Pastor was first hired at City Lit in February 2005 as Business Manager, one week after McCabe was hired as Artistic Director. In 2006 Pastor was promoted to managing director, a position in which they served through June 2015. In 2019 they became City Lit’s Resident Director, and it was Pastor’s production of their own adaptation of Robert Kennedy’s Cuban missile crisis memoir Thirteen Days that was forced to close during previews in March 2020 due to the Covid-19 pandemic; it reopened in September 2021 to critical acclaim. They also directed City Lit’s productions of John Millington Synge’s The Playboy of the Western World in 2022, Bernard Shaw’s Arms and the Man in 2018, and Archibald MacLeish’s J. B. in 2017. With McCabe, they co-adapted Mark Twain’s Pudd’nhead Wilson for City Lit’s 2008 season. This coming season, Brian will direct City Lit’s world premiere adaptation of Davis Grubb’s gothic thriller The Night of the Hunter, adapted by Shawna Tucker.

As an actor, Pastor has been seen at City Lit in over a dozen productions, including Hauptmann, The Body Snatchers, their own co-adaptation (with Stephen Murray) of The Legend of Sleepy Hollow, and The Play’s the Thing, in which they acted alongside McCabe’s predecessor, the late Page Hearn.

“I am incredibly honored to follow in the footsteps of my longtime mentors Page Hearn and Terry McCabe,” Pastor said. “City Lit wouldn’t exist without them. I am grateful for the faith in me shown by Daniel Robinson and the Board, and I look forward to building on the rich foundation laid by my predecessors.
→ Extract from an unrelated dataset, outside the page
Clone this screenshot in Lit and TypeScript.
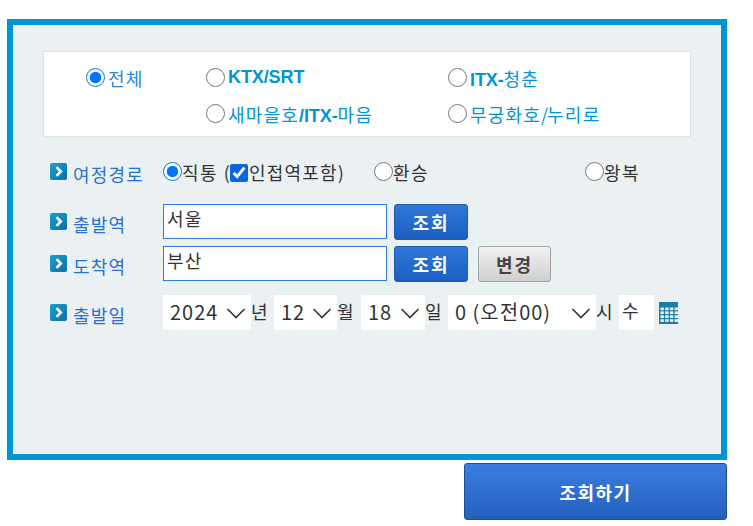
import { LitElement, html, css, svg } from "lit";
import { customElement } from "lit/decorators.js";

const arrow = html`<svg class="arrow" width="17" height="17" viewBox="0 0 17 17" aria-hidden="true">
  <defs><linearGradient id="ag" x1="0" y1="0" x2="1" y2="1"><stop offset="0" stop-color="#1a9fd0"/><stop offset="1" stop-color="#0f6fa6"/></linearGradient></defs>
  <rect width="17" height="17" rx="2" fill="url(#ag)"/>
  <path d="M6.5 4.2 10.8 8.5 6.5 12.8" fill="none" stroke="#fff" stroke-width="2.6"/>
</svg>`;

const chevron = html`<svg class="chev" width="20" height="12" viewBox="0 0 20 12" aria-hidden="true"><path d="M1.5 2 10 10.5 18.5 2" fill="none" stroke="#333" stroke-width="1.6"/></svg>`;

const cells = [];
for (let y = 0; y < 4; y++) for (let x = 0; x < 4; x++) cells.push(svg`<rect x="${1.5 + x * 4.7}" y="${5.5 + y * 3.9}" width="3.4" height="2.7" fill="#e8f2f6"/>`);
const calendar = html`<svg class="cal" width="19" height="22" viewBox="0 0 19 22" aria-hidden="true"><rect width="19" height="22" fill="#1a7ea8"/>${cells}</svg>`;

@customElement("app-root")
export class AppRoot extends LitElement {
  static styles = css`
    :host { display: block; width: 753px; height: 526px; overflow: hidden; background: #fff; font-family: "Noto Sans CJK KR", "Liberation Sans", sans-serif; font-size: 18px; letter-spacing: 1.2px; color: #333; white-space: nowrap; }
    * { box-sizing: border-box; }
    input, select, button { font-family: inherit; margin: 0; }
    .panel { margin: 19px 0 0 7px; width: 720px; height: 441px; border: 6px solid #0095d4; background: #ebf0f2; padding: 26px 30px 0; }
    .kinds { width: 648px; height: 86px; background: #fff; border: 1px solid #dfe3e5; display: grid; grid-template-columns: 120px 242px 1fr; grid-template-rows: 36px 36px; padding: 7px 0 0 42px; color: #0095d4; }
    .kinds label { display: flex; align-items: center; height: 36px; }
    .kinds label > span, .kinds .all { padding-top: 1px; }
    .kinds .all { color: #2a8ad8; }
    .kinds .bl { font-family: "Liberation Sans", sans-serif; font-weight: 700; letter-spacing: -0.1px; }
    .kinds .sl { letter-spacing: -1px; }
    .kinds .r { margin-right: 3px; }
    .r { appearance: auto; width: 19px; height: 19px; flex: none; accent-color: #0075ff; }
    .row { display: flex; align-items: center; }
    .head { width: 120px; display: flex; align-items: center; gap: 6px; color: #2a70cf; flex: none; padding-left: 7px; }
    .arrow { flex: none; margin-top: -1px; }
    .head span { margin-top: 4px; }
    .route { margin-top: 17px; height: 36px; }
    .route label { display: flex; align-items: center; flex: none; letter-spacing: 1.5px; }
    .route .r { margin-top: -2px; }
    .direct { width: 67px; }
    .route .chkl { width: 144px; letter-spacing: 1.2px; }
    .chk { width: 18px; height: 18px; margin: 2px 1px 0 0; accent-color: #0a66e0; }
    .transfer { width: 211px; }
    .from { margin-top: 14px; height: 35px; }
    .to { margin-top: 7px; height: 35px; }
    .date { margin-top: 14px; height: 35px; }
    .station { width: 224px; height: 35px; border: 1px solid #2b7de0; background: #fff; padding: 0 3px 8px; font-size: 18px; letter-spacing: 1.2px; color: #333; border-radius: 0; outline: none; }
    .btn { height: 36px; width: 74px; border-radius: 3px; font-size: 18px; font-weight: 700; letter-spacing: 2px; cursor: pointer; }
    .blue { margin-left: 7px; color: #fff; border: 1px solid #1c5fb0; background: linear-gradient(#3177d8, #1c5fc0); }
    .gray { margin-left: 10px; color: #444; border: 1px solid #a3a3a3; background: linear-gradient(#f2f2f2, #cfcfcf); width: 73px; }
    .sel { position: relative; display: block; height: 35px; flex: none; }
    .sel select { appearance: none; -webkit-appearance: none; width: 100%; height: 35px; border: 0; border-radius: 0; background: #fff; font-size: 20px; color: #333; padding: 0 0 3px 7px; outline: none; letter-spacing: 1px; }
    .chev { position: absolute; right: 5px; top: 12px; pointer-events: none; }
    .unit { flex: none; padding-bottom: 4px; letter-spacing: 0; }
    .y { width: 88px; }
    .m { width: 63px; }
    .d { width: 64px; }
    .h { width: 148px; }
    .u1 { width: 23px; }
    .u2 { width: 24px; }
    .u3 { width: 23px; }
    .u4 { width: 23px; }
    .hour { width: 35px; height: 35px; border: 0; background: #fff; font-size: 18px; color: #333; padding: 0 3px 6px; border-radius: 0; outline: none; }
    .cal { margin-left: 5px; flex: none; }
    .foot { display: flex; justify-content: flex-end; width: 727px; margin-top: 3px; }
    .go { width: 263px; height: 57px; border-radius: 3px; border: 1px solid #1c4f96; background: linear-gradient(#3a7de0, #2461bd); color: #fff; font-size: 18px; font-weight: 700; letter-spacing: 1.5px; }
  `;

  render() {
    return html`
      <div class="panel">
        <div class="kinds">
          <label class="all"><input class="r" type="radio" name="k" checked />전체</label>
          <label><input class="r" type="radio" name="k" /><span class="bl">KTX/SRT</span></label>
          <label><input class="r" type="radio" name="k" /><span><span class="bl">ITX-</span>청춘</span></label>
          <span></span>
          <label><input class="r" type="radio" name="k" /><span>새마을호<span class="bl">/ITX-</span>마음</span></label>
          <label><input class="r" type="radio" name="k" /><span>무궁화호<span class="sl">/</span>누리로</span></label>
        </div>
        <div class="row route">
          <div class="head">${arrow}<span>여정경로</span></div>
          <label class="direct"><input class="r" type="radio" name="t" checked />직통 (</label>
          <label class="chkl"><input class="chk" type="checkbox" checked />인접역포함)</label>
          <label class="transfer"><input class="r" type="radio" name="t" />환승</label>
          <label><input class="r" type="radio" name="t" />왕복</label>
        </div>
        <div class="row from">
          <div class="head">${arrow}<span>출발역</span></div>
          <input class="station" .value=${"서울"} />
          <button class="btn blue">조회</button>
        </div>
        <div class="row to">
          <div class="head">${arrow}<span>도착역</span></div>
          <input class="station" .value=${"부산"} />
          <button class="btn blue">조회</button>
          <button class="btn gray">변경</button>
        </div>
        <div class="row date">
          <div class="head">${arrow}<span>출발일</span></div>
          <label class="sel y"><select><option>2024</option></select>${chevron}</label><span class="unit u1">년</span>
          <label class="sel m"><select><option>12</option></select>${chevron}</label><span class="unit u2">월</span>
          <label class="sel d"><select><option>18</option></select>${chevron}</label><span class="unit u3">일</span>
          <label class="sel h"><select><option>0 (오전00)</option></select>${chevron}</label><span class="unit u4">시</span>
          <input class="hour" .value=${"수"} />
          ${calendar}
        </div>
      </div>
      <div class="foot"><button class="go">조회하기</button></div>
    `;
  }
}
For me, City Lit has always felt like home.”

A Founder and long-time Artistic Director of Chicago’s Promethean Theatre Ensemble, Pastor is excited to return to producing stories of vital interest to modern audiences. “As a trans/nonbinary artist, I am committed to telling stories of inclusion, utilizing the rich diversity of the theatrical community to put fresh perspectives to well-known stories. Rest assured, City Lit will continue to be a place to awaken your senses and explore the literary imagination. I’m excited to revisit favorite characters, reimagine timeless classics, and introduce everyone to new worlds, both fantastically different and surprisingly familiar.”